Tygart called last week for WADA to deal with what he said — without providing substantiation for this number to Associated Press — “9,000 presumptive positive drug tests” from the Moscow lab data.
One, all reasonable parties can agree the lab data needs to be verified. That process is likely to take months.
Two — say what?
9,000!
McLaren, in an interview published Saturday with France24, said he thought the number of potential doping cases would be “in the 300-600 possible range.”
9,000?
The 9,000 samples to which Tygart was referring are initial screenings. In and of themselves, they are not evidence, and hardly conclusive, of a positive test.

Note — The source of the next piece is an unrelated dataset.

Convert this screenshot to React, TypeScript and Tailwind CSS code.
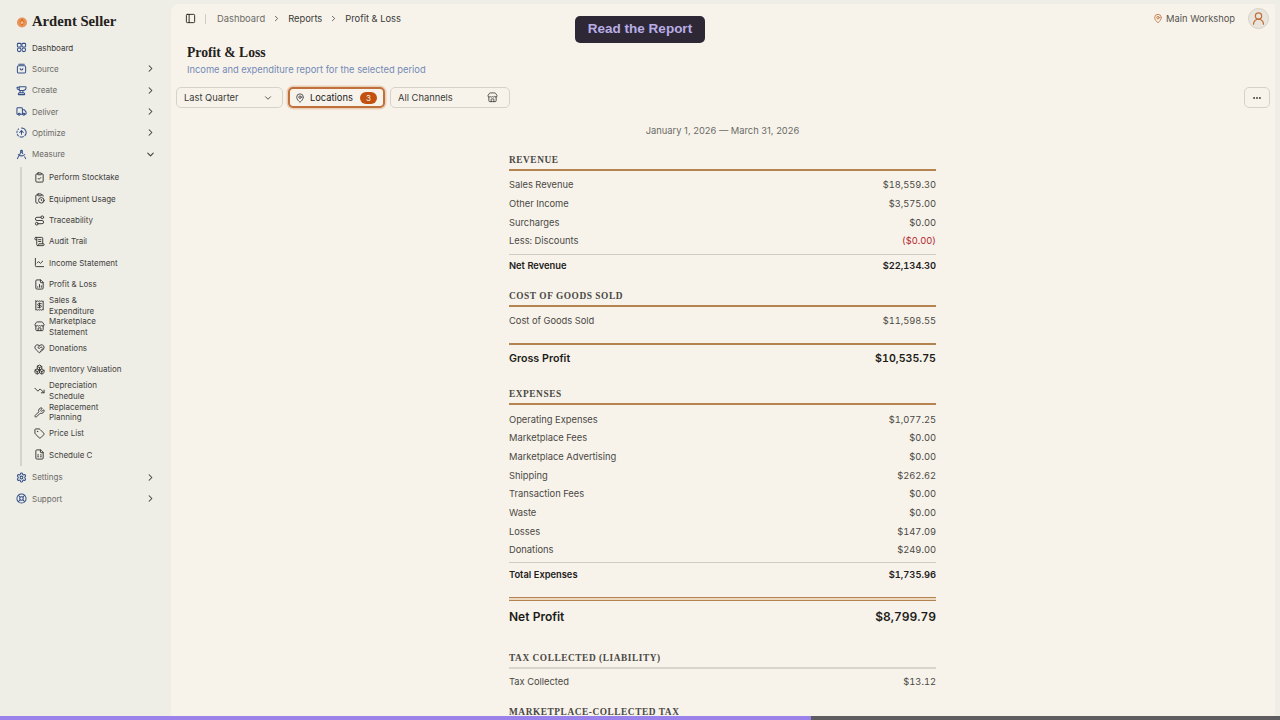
import {
  Anvil,
  Boxes,
  ChartLine,
  ChevronDown,
  ChevronRight,
  CircleFadingArrowUp,
  ClipboardCheck,
  ClipboardClock,
  DraftingCompass,
  Ellipsis,
  FileChartColumn,
  FileSpreadsheet,
  HeartHandshake,
  LifeBuoy,
  MapPin,
  PanelLeft,
  Receipt,
  Route,
  ScrollText,
  Settings,
  Store,
  Tag,
  TrendingDown,
  Truck,
  UserRound,
  Wrench,
} from "lucide-react";
import type { ComponentType } from "react";

const SANS = "font-['Inter','Liberation_Sans',sans-serif]";
const SERIF = "font-['Liberation_Serif','DejaVu_Serif',serif]";

type IconType = ComponentType<{ className?: string; strokeWidth?: number }>;
type NavItem = { label: string; icon: IconType; chevron?: "right" | "down" };

// Cuatro piezas: dos cuadrados arriba, dos redondeados abajo
function DashboardIcon({ className, strokeWidth = 2 }: { className?: string; strokeWidth?: number }) {
  return (
    <svg viewBox="0 0 24 24" fill="none" stroke="currentColor" strokeWidth={strokeWidth} className={className}>
      <rect x="3" y="3" width="8" height="8" rx="2" />
      <rect x="13" y="3" width="8" height="8" rx="2" />
      <circle cx="7" cy="17" r="4" />
      <circle cx="17" cy="17" r="4" />
    </svg>
  );
}

function SourceIcon({ className, strokeWidth = 2 }: { className?: string; strokeWidth?: number }) {
  return (
    <svg viewBox="0 0 24 24" fill="none" stroke="currentColor" strokeWidth={strokeWidth} strokeLinecap="round" className={className}>
      <rect x="3" y="6" width="18" height="16" rx="3" />
      <path d="M6 2.5h12" />
      <path d="M9 12a3 3 0 0 0 6 0" />
    </svg>
  );
}

const topNav: NavItem[] = [
  { label: "Dashboard", icon: DashboardIcon },
  { label: "Source", icon: SourceIcon, chevron: "right" },
  { label: "Create", icon: Anvil, chevron: "right" },
  { label: "Deliver", icon: Truck, chevron: "right" },
  { label: "Optimize", icon: CircleFadingArrowUp, chevron: "right" },
  { label: "Measure", icon: DraftingCompass, chevron: "down" },
];

const subNav: { label: string; icon: IconType }[] = [
  { label: "Perform Stocktake", icon: ClipboardCheck },
  { label: "Equipment Usage", icon: ClipboardClock },
  { label: "Traceability", icon: Route },
  { label: "Audit Trail", icon: ScrollText },
  { label: "Income Statement", icon: ChartLine },
  { label: "Profit & Loss", icon: FileChartColumn },
  { label: "Sales & Expenditure", icon: Receipt },
  { label: "Marketplace Statement", icon: Store },
  { label: "Donations", icon: HeartHandshake },
  { label: "Inventory Valuation", icon: Boxes },
  { label: "Depreciation Schedule", icon: TrendingDown },
  { label: "Replacement Planning", icon: Wrench },
  { label: "Price List", icon: Tag },
  { label: "Schedule C", icon: FileSpreadsheet },
];

const bottomNav: NavItem[] = [
  { label: "Settings", icon: Settings, chevron: "right" },
  { label: "Support", icon: LifeBuoy, chevron: "right" },
];

function TopNavRow({ item }: { item: NavItem }) {
  const Icon = item.icon;
  return (
    <div className="flex h-[21.33px] items-center pl-4 pr-[15px]">
      <Icon className="h-[11px] w-[11px] shrink-0 text-[#34508a]" strokeWidth={2.2} />
      <span className={`ml-[5px] flex-1 text-[8px] ${item.label === "Dashboard" ? "text-[#3a3a38]" : "text-[#6b6b66]"}`}>
        {item.label}
      </span>
      {item.chevron === "right" && <ChevronRight className="h-[11px] w-[11px] text-[#3a3a38]" strokeWidth={2.2} />}
      {item.chevron === "down" && <ChevronDown className="h-[11px] w-[11px] text-[#3a3a38]" strokeWidth={2.2} />}
    </div>
  );
}

function Sidebar() {
  return (
    <aside className="flex w-[171px] shrink-0 flex-col bg-[#eeede6]">
      <div className="flex h-[37px] items-end pb-[8px] pl-[16px]">
        <svg viewBox="0 0 12 12" className="mb-[1px] h-[12px] w-[12px]">
          <circle cx="6" cy="6.5" r="5" fill="#e8935a" />
          <path d="M6 2.5 8.5 6 6 10 3.5 6Z" fill="#d9691f" />
          <circle cx="6" cy="6.5" r="1.5" fill="#f2b98c" />
        </svg>
        <span className={`${SERIF} ml-[4px] text-[14.67px] font-bold leading-[16px] text-[#24211c]`}>Ardent Seller</span>
      </div>
      <div>
        {topNav.map((item) => (
          <TopNavRow key={item.label} item={item} />
        ))}
      </div>
      <div className="ml-[20px] mt-[2px] border-l-2 border-[#d5d4cc] pl-[12px]">
        {subNav.map(({ label, icon: Icon }) => (
          <div key={label} className="flex h-[21.33px] items-center">
            <Icon className="h-[11px] w-[11px] shrink-0 text-[#3a3a38]" strokeWidth={2.1} />
            <span className="ml-[4px] w-[74px] shrink-0 whitespace-normal text-[8px] leading-[10.67px] text-[#3f3f3c]">
              {label}
            </span>
          </div>
        ))}
      </div>
      <div className="mt-[1px]">
        {bottomNav.map((item) => (
          <TopNavRow key={item.label} item={item} />
        ))}
      </div>
    </aside>
  );
}

function Row({ label, value, variant }: { label: string; value: string; variant?: "total" | "red" }) {
  const total = variant === "total";
  return (
    <div
      className={`flex h-[18.67px] items-center justify-between text-[9.33px] tabular-nums ${
        total ? "font-semibold text-[#24211c]" : "text-[#4a4843]"
      }`}
    >
      <span>{label}</span>
      <span className={variant === "red" ? "text-[#b3262e]" : ""}>{value}</span>
    </div>
  );
}

function SectionHead({ title, muted }: { title: string; muted?: boolean }) {
  return (
    <div
      className={`${SERIF} border-b-2 pb-[2px] text-[9.33px] font-bold leading-[13px] tracking-[0.56px] text-[#4a4843] ${
        muted ? "border-[#d9d5cd]" : "border-[#b5834f]"
      }`}
    >
      {title}
    </div>
  );
}

function Report() {
  return (
    <div className="mx-auto w-[427px]">
      <SectionHead title="REVENUE" />
      <div className="mt-[5px]">
        <Row label="Sales Revenue" value="$18,559.30" />
        <Row label="Other Income" value="$3,575.00" />
        <Row label="Surcharges" value="$0.00" />
        <Row label="Less: Discounts" value="($0.00)" variant="red" />
      </div>
      <div className="mt-[3px] border-t border-[#cfccc4] pt-[2.5px]">
        <Row label="Net Revenue" value="$22,134.30" variant="total" />
      </div>

      <div className="mt-[14px]">
        <SectionHead title="COST OF GOODS SOLD" />
      </div>
      <div className="mt-[4.5px]">
        <Row label="Cost of Goods Sold" value="$11,598.55" />
      </div>
      <div className="mt-[13px] flex h-[31px] items-center justify-between border-t-2 border-[#b5834f] text-[10.67px] font-semibold tabular-nums text-[#1d1b17]">
        <span>Gross Profit</span>
        <span>$10,535.75</span>
      </div>

      <div className="mt-[14.5px]">
        <SectionHead title="EXPENSES" />
      </div>
      <div className="mt-[5px]">
        <Row label="Operating Expenses" value="$1,077.25" />
        <Row label="Marketplace Fees" value="$0.00" />
        <Row label="Marketplace Advertising" value="$0.00" />
        <Row label="Shipping" value="$262.62" />
        <Row label="Transaction Fees" value="$0.00" />
        <Row label="Waste" value="$0.00" />
        <Row label="Losses" value="$147.09" />
        <Row label="Donations" value="$249.00" />
      </div>
      <div className="mt-[2px] border-t border-[#cfccc4] pt-[3px]">
        <Row label="Total Expenses" value="$1,735.96" variant="total" />
      </div>
      <div className="mt-[13px] h-[4px] border-y border-[#b5834f] bg-[#ecd9c0]" />
      <div className="flex h-[31px] items-center justify-between text-[12px] font-semibold tabular-nums text-[#1d1b17]">
        <span>Net Profit</span>
        <span>$8,799.79</span>
      </div>

      <div className="mt-[19.5px]">
        <SectionHead title="TAX COLLECTED (LIABILITY)" muted />
      </div>
      <div className="mt-[4px]">
        <Row label="Tax Collected" value="$13.12" />
      </div>
      <div className={`${SERIF} mt-[14.5px] text-[9.33px] font-bold leading-[13px] tracking-[0.56px] text-[#4a4843]`}>
        MARKETPLACE-COLLECTED TAX
      </div>
    </div>
  );
}

function Toolbar() {
  return (
    <div className="mt-[10px] flex items-center pl-[5px] pr-[5px] text-[9.33px] text-[#3a3a38]">
      <div className="flex h-[21px] w-[107px] items-center justify-between rounded-[5px] border border-[#d5d2ca] pl-[7px] pr-[9px]">
        <span>Last Quarter</span>
        <ChevronDown className="h-[10px] w-[10px]" strokeWidth={2} />
      </div>
      <div className="ml-[5px] flex h-[21px] w-[97px] items-center rounded-[5px] border-2 border-[#c0703a] pl-[5px] pr-[6px] shadow-[0_0_0_1.5px_#e9cfb8]">
        <MapPin className="h-[10px] w-[10px]" strokeWidth={2} />
        <span className="ml-[5px] flex-1 text-[#24211c]">Locations</span>
        <span className="flex h-[12px] w-[17px] items-center justify-center rounded-full bg-[#c2500f] text-[8px] text-[#f7f3eb]">
          3
        </span>
      </div>
      <div className="ml-[5px] flex h-[21px] w-[120px] items-center justify-between rounded-[5px] border border-[#d5d2ca] pl-[7px] pr-[11px]">
        <span>All Channels</span>
        <Store className="h-[11px] w-[11px]" strokeWidth={1.8} />
      </div>
      <div className="ml-auto flex h-[21px] w-[26px] items-center justify-center rounded-[5px] border border-[#d5d2ca]">
        <Ellipsis className="h-[10px] w-[10px]" strokeWidth={2.5} />
      </div>
    </div>
  );
}

export default function App() {
  return (
    <div className={`${SANS} relative flex h-screen w-full overflow-hidden bg-[#eeede6]`}>
      <Sidebar />
      <main className="mr-[5px] mt-[4px] min-w-0 flex-1 overflow-hidden rounded-tl-[8px] bg-[#f7f3eb]">
        <header className="flex h-[29px] items-center pl-[14px] pr-[6px] text-[9.33px]">
          <PanelLeft className="h-[11px] w-[11px] text-[#24211c]" strokeWidth={2} />
          <div className="ml-[9px] mr-[11px] h-[10px] w-px bg-[#cfccc4]" />
          <span className="text-[#6b6b66]">Dashboard</span>
          <ChevronRight className="mx-[7px] h-[9px] w-[9px] text-[#3a3a38]" strokeWidth={2} />
          <span className="text-[#3a3a38]">Reports</span>
          <ChevronRight className="mx-[7px] h-[9px] w-[9px] text-[#3a3a38]" strokeWidth={2} />
          <span className="text-[#3a3a38]">Profit &amp; Loss</span>
          <div className="ml-auto flex items-center">
            <MapPin className="h-[11px] w-[10px] text-[#c0703a]" strokeWidth={2} />
            <span className="ml-[3px] text-[#55534e]">Main Workshop</span>
            <div className="ml-[13px] flex h-[21px] w-[21px] items-center justify-center rounded-full border border-[#d5d2ca] bg-[#e9e5dd]">
              <UserRound className="h-[15px] w-[15px] text-[#c0703a]" strokeWidth={2} />
            </div>
          </div>
        </header>
        <div className="mt-[11px] pl-[16px]">
          <h1 className={`${SERIF} text-[13.67px] font-bold leading-[18px] text-[#24211c]`}>Profit &amp; Loss</h1>
          <p className="mt-[1px] text-[9.33px] leading-[14px] text-[#7389b5]">
            Income and expenditure report for the selected period
          </p>
        </div>
        <Toolbar />
        <div className="pr-[1px]">
          <p className="mt-[15.5px] text-center text-[9.33px] leading-[14px] text-[#6b6b66]">
            January 1, 2026 — March 31, 2026
          </p>
          <div className="mt-[16.5px]">
            <Report />
          </div>
        </div>
      </main>

      <div className="absolute left-[575px] top-[16px] flex h-[27px] w-[130px] items-center justify-center rounded-[5px] bg-[#2e2836] font-['Liberation_Sans',sans-serif] text-[13.5px] font-bold text-[#b9aee6]">
        Read the Report
      </div>
      <div className="absolute bottom-0 left-0 h-[4px] w-full bg-[#5f5c60]">
        <div className="h-full w-[811px] bg-[#9a82ea]" />
      </div>
    </div>
  );
}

The samples involve perhaps 4,500 athletes. No way — zero way — the authorities will be dealing with anywhere near that number of cases. Why? At least half, probably more, will involve substances that are not prohibited, or were not at the time, such as meldonium; substances that are not banned in competition, such as everyone’s 420 friend, marijuana; or substances at trace levels that don’t reach required thresholds. Once more: real life.
Inevitably, too, even more of those samples will not provide conclusive evidence. That means they will not go forward as doping cases.
Process.
When you work through it — rather than point fingers — it really, really matters.